Where to Buy Jewelry in Bangkok
I say that because there are no designer brands in this neck of the woods. You'll find shops selling unique pieces, and much of it can be customized.
But you've got to be confident enough in your own taste not to have a designer label to reassure yourself that its worthy of being worn by you.
I stumble across a really cool Buddhist Temple on a side street. Slowly the jewelers, tailors, and cutlery shops give way to Chinese antique shops.
When I see a sign pointing to the Royal Orchid Sheraton Hotel, I decide to head that way. I find a pier located next to the hotel.
I board a very long boat, and it is full of people. Most are tourists, but there is a smattering of locals.
Sailing Up the Chao Phraya River
A large number of foreign tourists is also awaiting our arrival at the dock. Surveying the shore, I can't see anything out of the ordinary.
My mobile phone rings, and I become distracted.
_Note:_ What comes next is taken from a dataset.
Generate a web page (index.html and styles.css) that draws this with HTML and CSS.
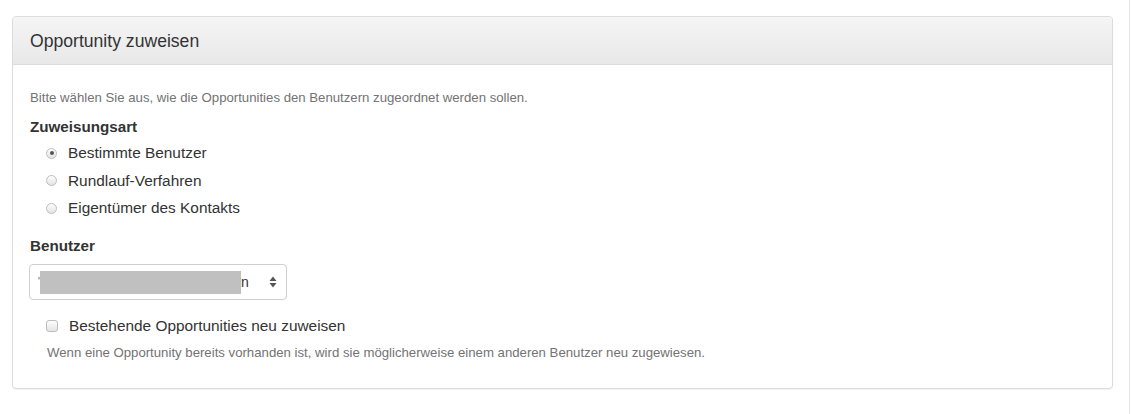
FILE: index.html
```html
<!DOCTYPE html>
<html lang="de">
<head>
<meta charset="utf-8">
<title>Opportunity zuweisen</title>
<link rel="stylesheet" href="styles.css">
</head>
<body>
<div class="page">
  <div class="panel">
    <div class="panel-heading">
      <h3 class="panel-title">Opportunity zuweisen</h3>
    </div>
    <div class="panel-body">
      <p class="intro">Bitte wählen Sie aus, wie die Opportunities den Benutzern zugeordnet werden sollen.</p>
      <div class="group-label">Zuweisungsart</div>
      <div class="radios">
        <label class="option"><span class="radio checked"></span><span>Bestimmte Benutzer</span></label>
        <label class="option"><span class="radio"></span><span>Rundlauf-Verfahren</span></label>
        <label class="option"><span class="radio"></span><span>Eigentümer des Kontakts</span></label>
      </div>
      <div class="group-label users-label">Benutzer</div>
      <div class="select">
        <span class="select-value"><span class="lead">'</span><span class="redact"></span><span class="tail">n</span></span>
        <span class="arrows">
          <svg width="8" height="12" viewBox="0 0 8 12"><path d="M4 0.5 L7.5 5 L0.5 5 Z" fill="#555"/><path d="M4 11.5 L7.5 7 L0.5 7 Z" fill="#555"/></svg>
        </span>
      </div>
      <label class="option check-row"><span class="checkbox"></span><span>Bestehende Opportunities neu zuweisen</span></label>
      <p class="help">Wenn eine Opportunity bereits vorhanden ist, wird sie möglicherweise einem anderen Benutzer neu zugewiesen.</p>
    </div>
  </div>
</div>
</body>
</html>
```

FILE: styles.css
```css
html, body {
  margin: 0;
  padding: 0;
  background: #fff;
  font-family: "Liberation Sans", Arial, Helvetica, sans-serif;
  color: #333;
}

.page {
  width: 1130px;
  height: 414px;
  box-sizing: border-box;
  border-right: 1px solid #e6e6e6;
  padding: 16px 0 0 12px;
}

.panel {
  width: 1101px;
  box-sizing: border-box;
  border: 1px solid #dcdcdc;
  border-radius: 4px;
  background: #fff;
  box-shadow: 0 1px 1px rgba(0, 0, 0, 0.05);
}

.panel-heading {
  height: 47px;
  border-bottom: 1px solid #dcdcdc;
  border-radius: 3px 3px 0 0;
  background: linear-gradient(to bottom, #f5f5f5 0%, #e8e8e8 100%);
  display: flex;
  align-items: center;
  padding: 0 17px;
}

.panel-title {
  margin: 0;
  font-size: 17.6px;
  font-weight: normal;
  color: #333;
  line-height: 20px;
  padding-top: 1px;
}

.panel-body {
  padding: 24px 17px 27px 17px;
}

.intro {
  margin: 0;
  font-size: 13.2px;
  line-height: 17px;
  color: #737373;
}

.group-label {
  margin-top: 11px;
  font-size: 15.2px;
  font-weight: bold;
  line-height: 20px;
  color: #333;
}

.radios {
  margin-top: 6px;
  display: flex;
  flex-direction: column;
  gap: 7.5px;
  padding-left: 16px;
}

.option {
  display: flex;
  align-items: center;
  gap: 11px;
  font-size: 15.4px;
  line-height: 20px;
  color: #333;
}

.radio {
  width: 11px;
  height: 11px;
  box-sizing: border-box;
  border-radius: 50%;
  border: 1px solid #bdbdbd;
  background: linear-gradient(to bottom, #fdfdfd, #e4e4e4);
  position: relative;
  flex: none;
}

.radio.checked::after {
  content: "";
  position: absolute;
  left: 2.5px;
  top: 2.5px;
  width: 4px;
  height: 4px;
  border-radius: 50%;
  background: #555;
}

.users-label {
  margin-top: 18px;
}

.select {
  margin-top: 8px;
  margin-left: -1px;
  width: 258px;
  height: 36px;
  box-sizing: border-box;
  border: 1px solid #cfcfcf;
  border-radius: 4px;
  background: #fff;
  display: flex;
  align-items: center;
  justify-content: space-between;
  padding: 0 9px 0 8px;
}

.select-value {
  display: flex;
  align-items: center;
  font-size: 14px;
  color: #333;
}

.lead {
  color: #555;
  font-size: 10px;
  line-height: 10px;
}

.redact {
  display: inline-block;
  width: 201px;
  height: 23px;
  background: #c0c0c0;
}

.tail {
  font-size: 14px;
  color: #333;
}

.arrows {
  display: flex;
  align-items: center;
}

.check-row {
  margin-top: 16px;
  padding-left: 16px;
}

.checkbox {
  width: 12px;
  height: 12px;
  box-sizing: border-box;
  border: 1px solid #bdbdbd;
  border-radius: 3px;
  background: linear-gradient(to bottom, #fdfdfd, #e4e4e4);
  flex: none;
}

.help {
  margin: 8px 0 0 17px;
  font-size: 13.2px;
  line-height: 17px;
  color: #737373;
}
```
Before I know it, my boat has dislodged itself from the dock, and we are continuing on our way.
I survey the shores. The occasional stylish restaurant. Ramshackle wooden houses. Once in a while a high rise. Buddhist temples here and there. Monks and students making their ways wherever. This keeps me engaged. For a while . . .
Boredom is slowly starting to set in.
"Next time I'll take a taxi to the Grand Palace,” I think. “This is further than I had expected.”
The conductress makes an announcement in Thai. Everyone stands up and heads to the back of the boat. One or two other foreigners – who look as confused as I feel – do the same.
Bangkok's key tourist attractions – the Grand Palace, the Old European Quarter, and Chinatown – are grouped along or near the shores of the Chao Phraya River on the Thai Capital's Eastern flank.
I decide to see how many of these – and other nearby – sites he can take in in three hours. This is the Second in a Two Part Series.
Arrival at Nanthaburi
The sign at the pier informs me that I have arrived at Nanthaburi. It looks like a bustling small town, but I cannot find it on my map. I assume that it must be located next to the Grand Palace. I assume it must be a sort of ancillary community to the palace.
I assume, I assume, I assume . . .
I follow the locals off the boat and head up the main drag, thinking that they are making pilgrimages – or perhaps they work at the Grand Palace.
I try walking down a side street. When I stumble across a military installation of some type, this confirms my assumption that the Grand Palace must be nearby.
Wild Goose Chase
When it arrives, I show the owner my map and ask him where I am. He can't find it on my map. I tell him I'm looking for the Grand Palace. He looks a bit surprised.
As it turns out, I passed the Grand Palace eons ago when I was chatting on my mobile phone to a friend.
It wasn't so obvious during the day from the water taxi as it had been from the second deck of the Chao Phraya Princess the night before.
So brightly lit up at night, it dominated the landscape. It almost jumped out at you. I assumed I would recognize it by day, but apparently it isn't as close to the shore as it had appeared from a lofty height while brightly illuminated at night.
I'm meeting my friend for lunch – the one I had been chatting with on the phone. I look at the map. There's no way I'm heading back down the river.
I ascertain that the most direct route back to town is to somehow get myself to some place called Mo Chit and take the Skytrain back to Siam station, where I'm supposed to meet my friend.
I hail a cab. I am driven to the Mo Chit SkyTrain station, which is located next to a leafy park. Much to my relief, the driver doesn't seem to be taking me on the most circuitous route possible. No more self-imposed wild goose chases!
This is a terminus so there is no problem getting a seat. I pull out my guidebook to see where I went wrong. After about seven minutes, the train departs. The final leg of my journey takes about 15 minutes.
I pull into Siam station exactly four hours after I departed – one hour behind schedule and not having visited any of the tourist attractions I set out to see.